A coalizão da oposição 'Mesa de la Unidade Democrática' acusou o partido no poder de usar a "fome" da população para fins eleitorais. Em um comunicado divulgado após o Conselho Nacional Eleitoral anunciar o triunfo do PSUV em 305 das 335 prefeituras que estavam em disputa na eleição de domingo passado, além do Governo do Estado de Zulia (noroeste), a aliança política afirmou que a pressão do governo levou muitas pessoas às urnas. "Mais uma vez, vimos todo o aparato do Estado abusando do seu poder, incluindo o uso perverso do ‘cartão do país’, para submeter a vontade de um povo em situação de extrema necessidade". Mais de 16,5 milhões de venezuelanos estão afiliados ao cartão, de acordo com o Executivo.

Oposição

Os candidatos governistas não tiveram concorrentes nas eleições. Os principais partidos oposicionistas decidiram não participar da disputa depois de denunciar graves irregularidades nas eleições regionais de 15 de outubro. “Convocaram à abstenção, tentaram sabotar o processo. Hoje poderíamos dizer: não puderam com o sucesso das eleições municipais. O povo da Venezuela pôde mais, e temos que dizer que as eleições de 10 de dezembro foram um sucesso total para o país. É a terceira eleição em 140 dias”, disse o presidente Nicolás Maduro.

A participação diminuiu 11,6% em comparação aos sufrágios estaduais, em que o chavismo conquistou 18 dos 23 Governos locais e destituiu Juan Pablo Guanipa, eleito em Zulia, por se recusar a prestar juramento perante a Assembleia Nacional Constituinte (ANC).

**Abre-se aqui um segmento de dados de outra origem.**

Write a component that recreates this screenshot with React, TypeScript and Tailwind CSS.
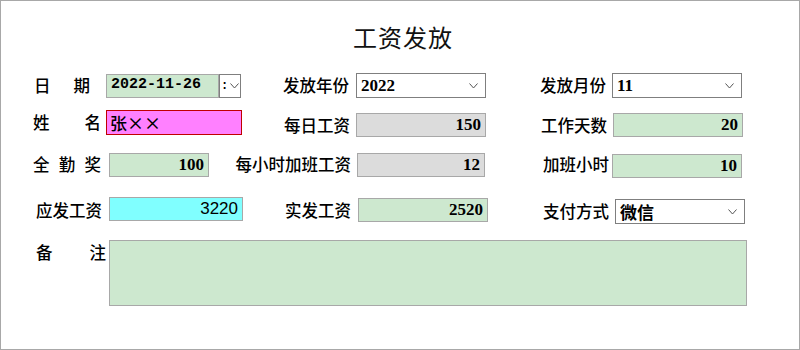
import React from "react";

const cjk = { fontFamily: '"Noto Sans CJK SC", "Noto Sans", sans-serif' };
const mono = { fontFamily: '"Liberation Mono", "Noto Sans CJK SC", monospace' };
const serif = { fontFamily: '"Liberation Serif", "Noto Sans CJK SC", serif' };

function Chevron() {
  return (
    <svg width="9" height="6" viewBox="0 0 9 6" className="shrink-0">
      <polyline points="0.5,0.5 4.5,5 8.5,0.5" fill="none" stroke="#555" strokeWidth="1" />
    </svg>
  );
}

function Label({ text, w, className = "" }: { text: string; w: number; className?: string }) {
  return (
    <div
      className={"text-[16.5px] leading-none text-black font-medium text-right shrink-0 " + className}
      style={{ ...cjk, width: w }}
    >
      {text}
    </div>
  );
}

function Box({
  w,
  bg,
  value,
  right = true,
  border = "border-[#a8a8a8]",
  font = serif,
  size = "text-[17px]",
  weight = "font-bold",
}: {
  w: number;
  bg: string;
  value: string;
  right?: boolean;
  border?: string;
  font?: React.CSSProperties;
  size?: string;
  weight?: string;
}) {
  return (
    <div
      className={`h-[24px] border ${border} ${bg} flex items-center px-[4px] shrink-0 ${right ? "justify-end" : "justify-start"} ${size} ${weight} text-black`}
      style={{ ...font, width: w }}
    >
      {value}
    </div>
  );
}

function Select({ w, value, font = serif }: { w: number; value: string; font?: React.CSSProperties }) {
  return (
    <div
      className="h-[25px] border border-[#7f7f7f] bg-white flex items-center justify-between pl-[4px] pr-[7px] shrink-0 text-[17px] font-bold text-black"
      style={{ ...font, width: w }}
    >
      <span>{value}</span>
      <Chevron />
    </div>
  );
}

export default function App() {
  return (
    <div className="w-[800px] h-[350px] bg-white border border-[#a8a8a8] overflow-hidden">
      <div className="h-[72px] flex justify-center pt-[20px]">
        <div className="text-[24px] leading-[32px] text-[#111] pl-[6px] tracking-[1px]" style={cjk}>
          工资发放
        </div>
      </div>

      {/* Row 1 */}
      <div className="flex items-center h-[25px]">
        <div className="w-[56px] ml-[33px] flex justify-between text-[16.5px] font-medium leading-none" style={cjk}>
          <span>日</span>
          <span>期</span>
        </div>
        <div className="ml-[16px] flex">
          <Box w={113} bg="bg-[#cde8cf]" value="2022-11-26" right={false} font={mono} size="text-[15px]" />
          <div className="w-[22px] h-[24px] border border-[#7f7f7f] bg-white flex items-center pl-[1px] gap-[2px] text-[12px]" style={mono}>
            <span className="leading-none font-bold">:</span>
            <Chevron />
          </div>
        </div>
        <Label text="发放年份" w={108} />
        <div className="ml-[7px]">
          <Select w={130} value="2022" />
        </div>
        <Label text="发放月份" w={120} />
        <div className="ml-[6px]">
          <Select w={130} value="11" />
        </div>
      </div>

      {/* Row 2 */}
      <div className="flex items-start h-[26px] mt-[12px]">
        <div className="w-[68px] ml-[32px] flex justify-between text-[16.5px] font-medium leading-none pt-[4px]" style={cjk}>
          <span>姓</span>
          <span>名</span>
        </div>
        <div className="ml-[5px]">
          <div
            className="w-[136px] h-[25px] border border-[#c00000] bg-[#ff80ff] flex items-center px-[3px] text-[17px] text-black font-medium"
            style={cjk}
          >
            张××
          </div>
        </div>
        <div className="flex items-center mt-[3px]">
          <Label text="每日工资" w={108} />
          <div className="ml-[6px]">
            <Box w={130} bg="bg-[#dcdcdc]" value="150" />
          </div>
          <Label text="工作天数" w={121} />
          <div className="ml-[6px]">
            <Box w={130} bg="bg-[#cde8cf]" value="20" />
          </div>
        </div>
      </div>

      {/* Row 3 */}
      <div className="flex items-center h-[25px] mt-[16px]">
        <div className="w-[68px] ml-[32px] flex justify-between text-[16.5px] font-medium leading-none" style={cjk}>
          <span>全</span>
          <span>勤</span>
          <span>奖</span>
        </div>
        <div className="ml-[8px]">
          <Box w={100} bg="bg-[#cde8cf]" value="100" />
        </div>
        <Label text="每小时加班工资" w={142} />
        <div className="ml-[6px]">
          <Box w={128} bg="bg-[#dcdcdc]" value="12" />
        </div>
        <Label text="加班小时" w={124} />
        <div className="ml-[3px] mt-[2px]">
          <Box w={130} bg="bg-[#cde8cf]" value="10" />
        </div>
      </div>

      {/* Row 4 */}
      <div className="flex items-center h-[28px] mt-[19px]">
        <div className="w-[66px] ml-[35px] text-[16.5px] font-medium leading-none" style={cjk}>
          应发工资
        </div>
        <div className="ml-[7px] -mt-[3px]">
          <Box
            w={134}
            bg="bg-[#80ffff]"
            value="3220"
            font={{ fontFamily: '"Liberation Sans", "Noto Sans", sans-serif' }}
            size="text-[17px]"
            weight="font-normal"
          />
        </div>
        <Label text="实发工资" w={108} />
        <div className="ml-[7px] -mt-[1px]">
          <Box w={130} bg="bg-[#cde8cf]" value="2520" />
        </div>
        <Label text="支付方式" w={121} className="mt-[3px]" />
        <div className="ml-[6px] mt-[3px]">
          <Select w={130} value="微信" font={cjk} />
        </div>
      </div>

      {/* Row 5 */}
      <div className="flex items-start mt-[16px]">
        <div className="w-[70px] ml-[35px] flex justify-between text-[16.5px] font-medium leading-none pt-[4px]" style={cjk}>
          <span>备</span>
          <span>注</span>
        </div>
        <div className="ml-[3px] w-[638px] h-[66px] border border-[#a8a8a8] bg-[#cde8cf]" />
      </div>
    </div>
  );
}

Capriles, ex-candidato presidencial, atribuiu a apatia dos eleitores à crise institucional.

Na repetição da eleição em Zulia, o economista Omar Prieto, militante do governista PSUV, derrotou Manuel Rosales, líder do partido oposicionista Um Novo Tempo. “Por princípios e valores continuaremos defendendo a rota cívica, eleitoral e democrática. O voto é nossa única ferramenta, não há saídas mágicas. Continuaremos firmes lutando pela mudança que a Venezuela deseja”, afirmou Rosales.

Maduro ameaçou cassar os partidos opositores que não participassem do pleito municipal. Sua instrução será acatada por Delcy Rodríguez, presidenta da poderosa ANC, que já antecipou que prepara uma revisão desse assunto no plenário.

Com a possível proscrição das agremiações oposicionistas, não se pode descartar que a Venezuela caia num sistema unipartidário, como ocorreu em outros contextos na União Soviética ou em Cuba. Para o chefe de Estado, que aspira a ser reeleito em 2018, esse seria um cenário muito aprazível para seus propósitos.